Required task: Look through the lines below and extract each one that contains "page".

Information supplied:

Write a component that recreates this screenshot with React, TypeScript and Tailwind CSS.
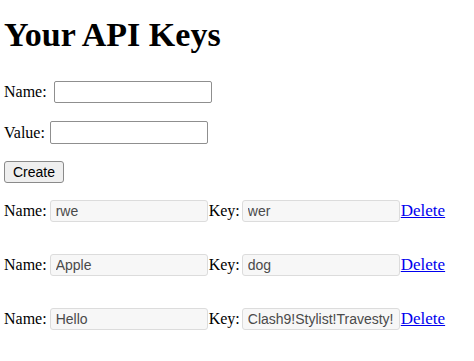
export default function App() {
  const keys = [
    { name: 'rwe', value: 'wer' },
    { name: 'Apple', value: 'dog' },
    { name: 'Hello', value: 'Clash9!Stylist!Travesty!' },
  ]

  const formInput =
    'h-[22px] w-[158px] rounded-[2px] border border-[#8f8f8f] bg-white px-1 text-[13px] outline-none'
  const listInput =
    'h-[22px] w-[158px] rounded-[3px] border border-[#dcdcdc] bg-[#f7f7f7] pl-[5px] pr-1 text-[14px] text-[#4a4a4a] outline-none'

  return (
    <div className="min-h-[361px] bg-white pl-[4px] text-[16px] text-black [font-family:'Liberation_Serif',serif]">
      <h1 className="mt-[16px] text-[34px] font-bold leading-[37px]">Your API Keys</h1>

      {/* create form */}
      <div className="mt-[28px] flex h-[22px] items-center">
        <span>Name:</span>
        <input className={`ml-[7px] ${formInput}`} />
      </div>
      <div className="mt-[18px] flex h-[23px] items-center">
        <span>Value:</span>
        <input className={`ml-[5px] h-[23px] ${formInput}`} />
      </div>
      <div className="mt-[17px] flex h-[22px] items-center">
        <button className="h-[22px] w-[60px] rounded-[3px] border border-[#8a8a8a] bg-[#efefef] text-[14px] leading-none [font-family:'Liberation_Sans',Arial,sans-serif]">
          Create
        </button>
      </div>

      {/* existing keys */}
      {keys.map((k, i) => (
        <div
          key={k.name}
          className={`flex h-[22px] items-center ${i === 0 ? 'mt-[17px]' : 'mt-[32px]'}`}
        >
          <span>Name:</span>
          <input
            readOnly
            value={k.name}
            className={`ml-[3px] ${listInput} [font-family:'Liberation_Sans',Arial,sans-serif]`}
          />
          <span className="ml-[1px]">Key:</span>
          <input
            readOnly
            value={k.value}
            className={`ml-[2px] ${listInput} [font-family:'Liberation_Sans',Arial,sans-serif]`}
          />
          <a href="#" className="ml-[1px] text-[17px] text-[#0000ee] underline">
            Delete
          </a>
        </div>
      ))}
    </div>
  )
}
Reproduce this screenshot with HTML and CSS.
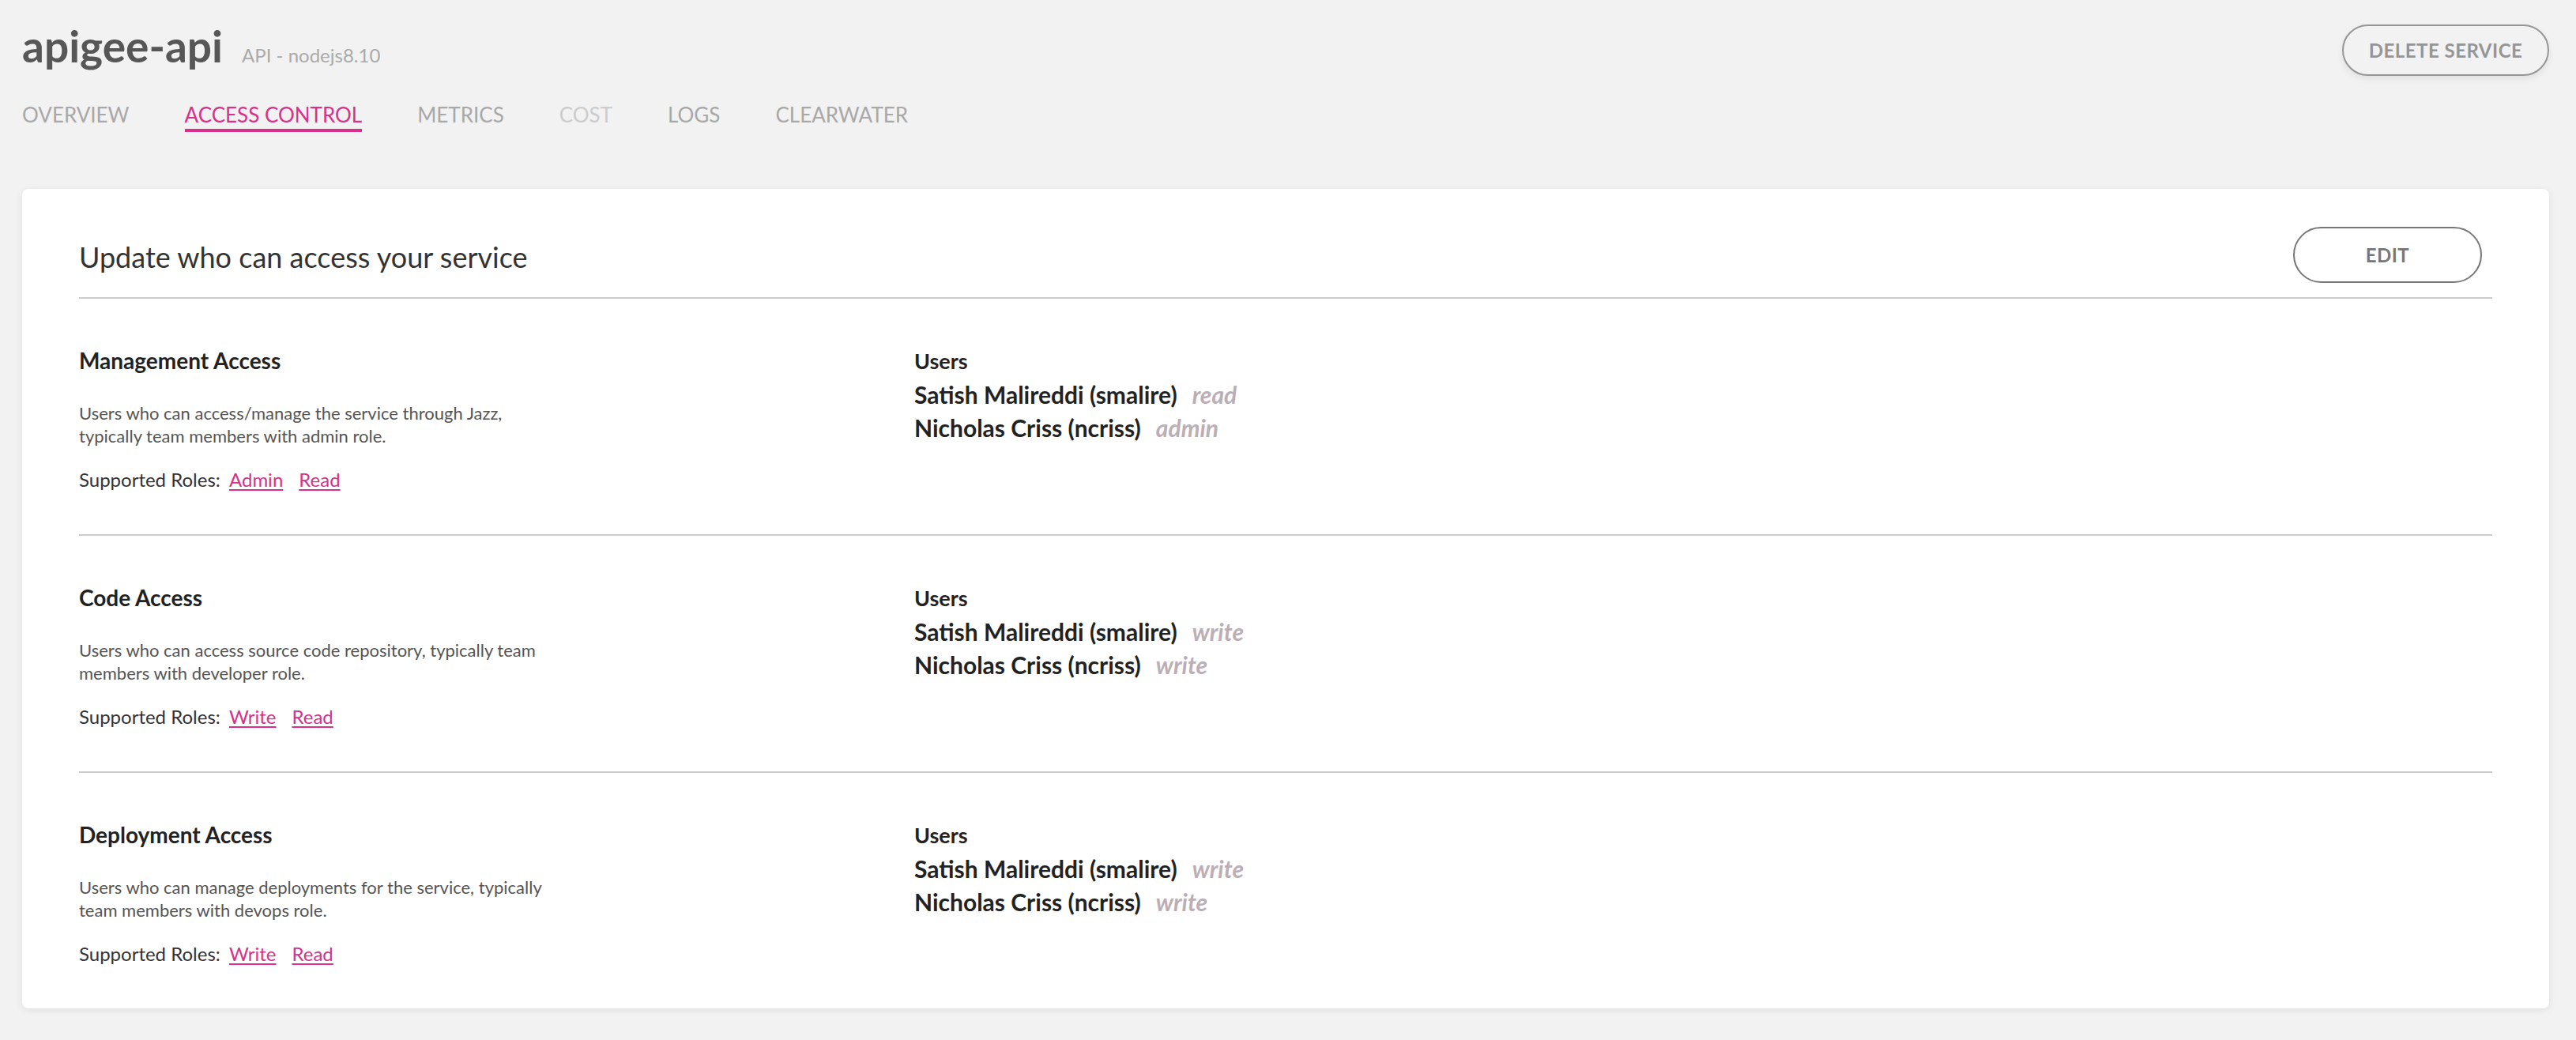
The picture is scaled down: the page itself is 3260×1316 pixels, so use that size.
FILE: index.html
```html
<!DOCTYPE html>
<html lang="en">
<head>
<meta charset="utf-8">
<title>apigee-api - Access Control</title>
<link rel="stylesheet" href="styles.css">
</head>
<body>
<div class="page">
  <header class="top">
    <div class="top-left">
      <div class="title-row">
        <h1 class="title">apigee-api</h1>
        <span class="subtitle">API - nodejs8.10</span>
      </div>
      <nav class="tabs">
        <span class="tab">OVERVIEW</span>
        <span class="tab active">ACCESS CONTROL</span>
        <span class="tab">METRICS</span>
        <span class="tab disabled">COST</span>
        <span class="tab">LOGS</span>
        <span class="tab">CLEARWATER</span>
      </nav>
    </div>
    <button class="btn-delete">DELETE SERVICE</button>
  </header>

  <main class="card">
    <div class="card-head">
      <h2 class="card-title">Update who can access your service</h2>
      <button class="btn-edit">EDIT</button>
    </div>

    <section class="access">
      <div class="access-info">
        <h3 class="access-title">Management Access</h3>
        <p class="access-desc">Users who can access/manage the service through Jazz, typically team members with admin role.</p>
        <p class="roles">Supported Roles: <a class="role-link" href="#">Admin</a><a class="role-link" href="#">Read</a></p>
      </div>
      <div class="users">
        <div class="users-label">Users</div>
        <div class="user">Satish Malireddi (smalire)<span class="user-role">read</span></div>
        <div class="user">Nicholas Criss (ncriss)<span class="user-role">admin</span></div>
      </div>
    </section>

    <section class="access">
      <div class="access-info">
        <h3 class="access-title">Code Access</h3>
        <p class="access-desc">Users who can access source code repository, typically team members with developer role.</p>
        <p class="roles">Supported Roles: <a class="role-link" href="#">Write</a><a class="role-link" href="#">Read</a></p>
      </div>
      <div class="users">
        <div class="users-label">Users</div>
        <div class="user">Satish Malireddi (smalire)<span class="user-role">write</span></div>
        <div class="user">Nicholas Criss (ncriss)<span class="user-role">write</span></div>
      </div>
    </section>

    <section class="access">
      <div class="access-info">
        <h3 class="access-title">Deployment Access</h3>
        <p class="access-desc">Users who can manage deployments for the service, typically team members with devops role.</p>
        <p class="roles">Supported Roles: <a class="role-link" href="#">Write</a><a class="role-link" href="#">Read</a></p>
      </div>
      <div class="users">
        <div class="users-label">Users</div>
        <div class="user">Satish Malireddi (smalire)<span class="user-role">write</span></div>
        <div class="user">Nicholas Criss (ncriss)<span class="user-role">write</span></div>
      </div>
    </section>
  </main>
</div>
</body>
</html>
```
FILE: styles.css
```css
* { box-sizing: border-box; }

html, body {
  margin: 0;
  padding: 0;
  background: #f2f2f2;
  font-family: Lato, "Open Sans", "Liberation Sans", sans-serif;
  color: #333;
}

.page {
  padding: 25px 34px 40px 28px;
}

/* ---------- header ---------- */
.top {
  display: flex;
  justify-content: space-between;
  align-items: flex-start;
}

.title-row {
  display: flex;
  align-items: baseline;
}

.title {
  margin: 0;
  font-size: 55px;
  font-weight: 700;
  line-height: 67px;
  color: #575757;
}

.subtitle {
  margin-left: 24px;
  font-size: 24px;
  color: #aaaaaa;
}

.tabs {
  display: flex;
  gap: 70px;
  margin-top: 38px;
}

.tab {
  font-size: 26px;
  line-height: 1.2;
  color: #a8a8a8;
  padding-bottom: 2px;
  border-bottom: 4px solid transparent;
}

.tab.active {
  color: #d8318b;
  border-bottom-color: #d8318b;
}

.tab.disabled {
  color: #cccccc;
}

.btn-delete {
  margin-top: 6px;
  width: 262px;
  height: 65px;
  border: 2px solid #959595;
  border-radius: 33px;
  background: transparent;
  color: #959595;
  font-family: inherit;
  font-size: 24px;
  font-weight: 700;
  letter-spacing: 0.5px;
  box-shadow: 0 4px 8px rgba(0, 0, 0, 0.07);
  padding: 0;
}

/* ---------- card ---------- */
.card {
  margin-top: 72px;
  background: #ffffff;
  border-radius: 8px;
  box-shadow: 0 2px 10px rgba(0, 0, 0, 0.08);
  padding: 48px 72px 0 72px;
}

.card-head {
  display: flex;
  justify-content: space-between;
  align-items: center;
  padding-bottom: 18px;
  border-bottom: 2px solid #cccccc;
}

.card-title {
  margin: 5px 0 0 0;
  font-size: 36px;
  font-weight: 400;
  line-height: 1.2;
  color: #333333;
}

.btn-edit {
  margin-right: 13px;
  width: 239px;
  height: 71px;
  border: 2px solid #777777;
  border-radius: 36px;
  background: #ffffff;
  color: #777777;
  font-family: inherit;
  font-size: 24px;
  font-weight: 700;
  letter-spacing: 0.5px;
  padding: 0;
}

/* ---------- access sections ---------- */
.access {
  display: grid;
  grid-template-columns: 1057px 1fr;
  padding: 58px 0 53px 0;
  border-bottom: 2px solid #cccccc;
}

.access:last-child {
  border-bottom: none;
}

.access-title {
  margin: 0;
  font-size: 28px;
  font-weight: 700;
  line-height: 40px;
  color: #222222;
}

.access-desc {
  margin: 32px 0 0 0;
  max-width: 610px;
  font-size: 22px;
  line-height: 29px;
  color: #555555;
}

.roles {
  margin: 25px 0 0 0;
  font-size: 24px;
  line-height: 32px;
  color: #333333;
}

.role-link {
  color: #d8318b;
  text-decoration: underline;
  text-decoration-thickness: 2px;
  text-underline-offset: 3px;
  margin-left: 5px;
  margin-right: 15px;
}

.users-label {
  font-size: 27px;
  font-weight: 700;
  line-height: 42px;
  color: #222222;
}

.user {
  font-size: 30px;
  font-weight: 700;
  line-height: 42px;
  color: #222222;
}

.user-role {
  margin-left: 19px;
  font-style: italic;
  color: #bbaeb6;
}
```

Written solution:
The picture is scaled down: the page itself is 3260×1316 pixels, so use that size.
<div class="page">
.page {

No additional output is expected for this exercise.